The Crow’s Nest houses the amateurs for the week. You read that correctly: Amidst the likes of Hogan, Snead, Palmer, Middlecoff and Bolt, an amateur was poised to win the Masters. But the back nine on Sunday turned blustery, and with bogeys at 9, 10, 11, 12, 14 and 17, Venturi shot 80 and lost to Jackie Burke Jr. by one.
Similarly, in 2011, Rory McIlroy was heralded as golf’s next poster boy, successor or even foil to mighty Tiger Woods. He also held a four-shot lead as he went to bed on Saturday. After a two-shot swing on the first hole, followed by a slam-dunk eagle at the third by the eventual winner, Charl Schwartzel of South Africa, and we were tied after three holes.
That’s how fast a four-shot swing can happen: one bad decision and one bad swing – PRESTO! – we’re tied. A rout turned into a dogfight, and one dog in particular looks in trouble.

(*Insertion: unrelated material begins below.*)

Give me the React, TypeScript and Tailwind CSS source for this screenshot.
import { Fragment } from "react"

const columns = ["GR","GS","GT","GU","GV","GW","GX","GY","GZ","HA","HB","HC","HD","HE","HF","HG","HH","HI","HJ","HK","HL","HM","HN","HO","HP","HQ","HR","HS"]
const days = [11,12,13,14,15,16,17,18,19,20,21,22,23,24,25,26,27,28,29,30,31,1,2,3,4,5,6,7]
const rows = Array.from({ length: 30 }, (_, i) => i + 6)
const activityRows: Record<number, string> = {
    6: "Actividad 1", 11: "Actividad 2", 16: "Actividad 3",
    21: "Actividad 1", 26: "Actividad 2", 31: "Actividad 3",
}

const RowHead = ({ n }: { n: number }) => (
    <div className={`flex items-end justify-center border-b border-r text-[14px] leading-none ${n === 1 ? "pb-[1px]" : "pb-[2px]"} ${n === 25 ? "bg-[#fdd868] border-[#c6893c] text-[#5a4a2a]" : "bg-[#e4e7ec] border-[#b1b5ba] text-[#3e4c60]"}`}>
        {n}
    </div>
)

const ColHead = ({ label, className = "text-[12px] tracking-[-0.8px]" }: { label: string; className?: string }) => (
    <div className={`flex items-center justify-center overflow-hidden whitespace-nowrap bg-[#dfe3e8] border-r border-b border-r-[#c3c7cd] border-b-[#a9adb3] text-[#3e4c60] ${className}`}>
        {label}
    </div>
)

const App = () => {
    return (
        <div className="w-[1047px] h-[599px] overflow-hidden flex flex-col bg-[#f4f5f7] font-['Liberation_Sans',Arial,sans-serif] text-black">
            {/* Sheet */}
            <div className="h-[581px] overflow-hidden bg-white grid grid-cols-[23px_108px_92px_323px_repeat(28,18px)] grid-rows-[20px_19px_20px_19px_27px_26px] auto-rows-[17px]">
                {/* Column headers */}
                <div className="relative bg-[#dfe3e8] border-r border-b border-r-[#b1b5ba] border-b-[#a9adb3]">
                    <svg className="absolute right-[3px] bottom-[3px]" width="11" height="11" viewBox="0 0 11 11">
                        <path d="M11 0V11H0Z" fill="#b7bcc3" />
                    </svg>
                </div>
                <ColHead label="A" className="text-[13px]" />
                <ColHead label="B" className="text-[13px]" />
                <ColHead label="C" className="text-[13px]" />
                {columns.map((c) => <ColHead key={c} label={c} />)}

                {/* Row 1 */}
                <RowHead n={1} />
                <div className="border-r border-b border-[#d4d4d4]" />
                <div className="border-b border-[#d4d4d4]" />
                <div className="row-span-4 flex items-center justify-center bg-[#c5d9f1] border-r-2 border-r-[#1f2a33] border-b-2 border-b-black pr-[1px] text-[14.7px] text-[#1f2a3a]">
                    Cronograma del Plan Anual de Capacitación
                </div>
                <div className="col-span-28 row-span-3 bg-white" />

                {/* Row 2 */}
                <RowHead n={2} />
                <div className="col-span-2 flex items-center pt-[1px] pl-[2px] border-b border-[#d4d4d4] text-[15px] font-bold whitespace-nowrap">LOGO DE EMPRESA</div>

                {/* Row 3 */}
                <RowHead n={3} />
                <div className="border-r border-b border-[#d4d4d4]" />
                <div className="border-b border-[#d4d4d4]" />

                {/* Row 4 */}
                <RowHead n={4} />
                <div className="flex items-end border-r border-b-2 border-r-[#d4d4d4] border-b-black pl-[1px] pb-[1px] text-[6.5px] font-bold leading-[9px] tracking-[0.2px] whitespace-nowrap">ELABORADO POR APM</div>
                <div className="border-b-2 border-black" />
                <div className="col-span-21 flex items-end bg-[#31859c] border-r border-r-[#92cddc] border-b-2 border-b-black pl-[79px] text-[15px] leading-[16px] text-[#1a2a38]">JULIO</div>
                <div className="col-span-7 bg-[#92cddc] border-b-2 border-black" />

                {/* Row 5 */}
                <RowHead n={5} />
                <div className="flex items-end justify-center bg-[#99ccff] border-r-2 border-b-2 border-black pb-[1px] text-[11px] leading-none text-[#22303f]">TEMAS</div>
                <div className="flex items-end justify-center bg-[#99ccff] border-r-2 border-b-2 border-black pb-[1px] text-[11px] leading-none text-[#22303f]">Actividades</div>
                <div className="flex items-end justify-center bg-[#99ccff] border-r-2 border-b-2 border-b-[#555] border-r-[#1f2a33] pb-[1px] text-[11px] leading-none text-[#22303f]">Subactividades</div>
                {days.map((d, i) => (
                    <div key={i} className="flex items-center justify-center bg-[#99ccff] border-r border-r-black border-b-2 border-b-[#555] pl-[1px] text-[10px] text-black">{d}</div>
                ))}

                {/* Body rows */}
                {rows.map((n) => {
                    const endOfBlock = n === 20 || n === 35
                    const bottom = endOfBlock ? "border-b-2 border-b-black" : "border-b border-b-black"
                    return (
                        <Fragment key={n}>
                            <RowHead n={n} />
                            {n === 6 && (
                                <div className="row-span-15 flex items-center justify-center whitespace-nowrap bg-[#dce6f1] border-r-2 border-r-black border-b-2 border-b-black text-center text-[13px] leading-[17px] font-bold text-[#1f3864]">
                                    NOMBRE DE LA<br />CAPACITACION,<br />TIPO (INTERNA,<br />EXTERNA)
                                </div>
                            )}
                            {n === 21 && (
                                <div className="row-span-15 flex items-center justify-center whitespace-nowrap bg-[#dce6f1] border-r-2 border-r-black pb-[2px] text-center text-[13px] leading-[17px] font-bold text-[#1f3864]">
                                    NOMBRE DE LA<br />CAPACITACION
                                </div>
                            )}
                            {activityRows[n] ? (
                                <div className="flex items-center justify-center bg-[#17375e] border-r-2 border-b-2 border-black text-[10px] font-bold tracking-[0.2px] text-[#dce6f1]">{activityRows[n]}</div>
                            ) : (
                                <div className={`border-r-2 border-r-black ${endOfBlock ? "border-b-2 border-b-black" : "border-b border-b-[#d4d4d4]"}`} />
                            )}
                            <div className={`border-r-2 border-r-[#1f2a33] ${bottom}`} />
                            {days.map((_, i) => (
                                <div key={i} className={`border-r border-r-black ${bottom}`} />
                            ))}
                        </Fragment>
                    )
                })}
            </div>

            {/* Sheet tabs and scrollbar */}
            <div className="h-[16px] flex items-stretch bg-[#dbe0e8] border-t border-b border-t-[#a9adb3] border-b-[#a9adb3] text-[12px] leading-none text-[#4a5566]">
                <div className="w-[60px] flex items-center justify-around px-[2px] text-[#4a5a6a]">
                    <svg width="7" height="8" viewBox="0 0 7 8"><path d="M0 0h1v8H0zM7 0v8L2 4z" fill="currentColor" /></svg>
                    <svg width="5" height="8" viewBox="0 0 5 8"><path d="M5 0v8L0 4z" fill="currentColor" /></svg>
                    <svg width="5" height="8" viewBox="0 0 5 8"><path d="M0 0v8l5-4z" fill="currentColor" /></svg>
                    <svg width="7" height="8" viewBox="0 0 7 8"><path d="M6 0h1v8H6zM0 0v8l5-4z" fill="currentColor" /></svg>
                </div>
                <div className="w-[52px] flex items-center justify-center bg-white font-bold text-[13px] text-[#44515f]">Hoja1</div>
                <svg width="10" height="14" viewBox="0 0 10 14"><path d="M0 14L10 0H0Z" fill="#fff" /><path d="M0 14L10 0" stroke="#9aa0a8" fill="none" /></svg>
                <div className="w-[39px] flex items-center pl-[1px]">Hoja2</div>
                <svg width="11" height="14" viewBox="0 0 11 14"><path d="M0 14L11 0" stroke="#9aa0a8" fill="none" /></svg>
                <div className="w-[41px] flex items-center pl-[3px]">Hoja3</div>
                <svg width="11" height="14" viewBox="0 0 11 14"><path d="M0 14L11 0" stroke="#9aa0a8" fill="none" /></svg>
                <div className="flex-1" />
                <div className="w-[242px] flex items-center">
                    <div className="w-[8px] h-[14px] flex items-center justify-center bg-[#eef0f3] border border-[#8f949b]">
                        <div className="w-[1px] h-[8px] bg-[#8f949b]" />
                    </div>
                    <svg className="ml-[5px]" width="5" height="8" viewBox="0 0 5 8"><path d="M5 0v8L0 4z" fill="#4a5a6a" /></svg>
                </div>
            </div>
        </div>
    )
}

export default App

Sure enough, Rory played holes 10-12 in triple bogey-bogey-double bogey and was never a factor after that. Schwartzel went on to birdie the last four holes of the tournament and hold off Jason Day, Adam Scott, Luke Donald, Geoff Ogilvy, Tiger Woods and Angel Cabrera.
The chasers only had 20 major championships between them, not for nothing.
And then, of course, there’s Jordan Spieth. While he didn’t sleep on a large lead in 2016, he looked a lock to defend his title with a five-shot lead with just nine holes to play. But over that same stretch -- 10-11-12 –- he went bogey-bogey-quadruple – and put the green jacket on the shoulders of England’s Danny Willett instead.
Willett is, in fact, going quietly this week. His score of even-par 216 is nine shots behind Scheffler, but Faldo won in ’96 with an 11-shot swing. If Willett posts 66, he could sneak into a playoff should Scheffler unravel. Likewise, Schwatrzel has also played well, posting 2-under 214 for three days.
“I’ve been watching reruns of my win in 2011, and it inspired me,” he told the assembled media at his Thursday presser. He’s seven shots back, along with Shane Lowry, winner of the 2019 Open Championship.
Even Arnold Palmer and Jack Nicklaus had their share of shocking failure and disappointment. In 1961 after a rousing birdie at the 16th gave Palmer a one-shot lead, some unfortunate in the gallery shouted, “Make way for the champion!”
You know what happened next. Palmer double-bogeyed the 18th, turning an otherwise negotiable hole into chopped salad, handing the green jacket to an astonished but grateful Gary Player.
Worse still, Nicklaus came to Augusta in 1971 seeking the second leg of the Grand Slam. Yes, you read that correctly – in 1971 they played the PGA Championship in verdant February Florida weather, and Nicklaus had won in a rout.
But Nicklaus played the par 5s on the back nine in 2 over par, handing the championship -- and a lifetime honorary membership to Augusta National to Charles Coody.
Don’t feel bad it you can’t pick out Charles Coody in the pictures of Champions Dinner, by the way. He’s so unknown, he wouldn’t stand out in a photo of Foo Fighters.
And now we turn to this Sunday in 2022 and, perhaps, the dawning of a new era. Scheffler has been the only true standout this week. But there are 18 long, treacherous holes at Augusta National. And it’s a long five hours from first tee to Butler Cabin.
There’s No. 12, the shrimp-sized Titanic waiting to sink your tournament. There’s a nothing more infuriating than when a serene, idyllic short par 3 turns into a gnarled little grinning garden gnome waving the flag at you, is there?
You can’t go backwards on the back nine. And that means playing aggressively. Yes, driest ball wins, so play smart, but this is not the US Open; it’s the Masters. Champions play golf for the title, not defensively. So therein lies the double edge of the sword.
It’s the night before destiny. Yes, Scheffler is the hot hand right now, winning three tournaments in seven weeks and catapulting to number one on the planet. Yes, he’s been dominant this week. Yes he looks, for all the world, like he’s a lock.
But we’ve been wrong before. Augusta does that.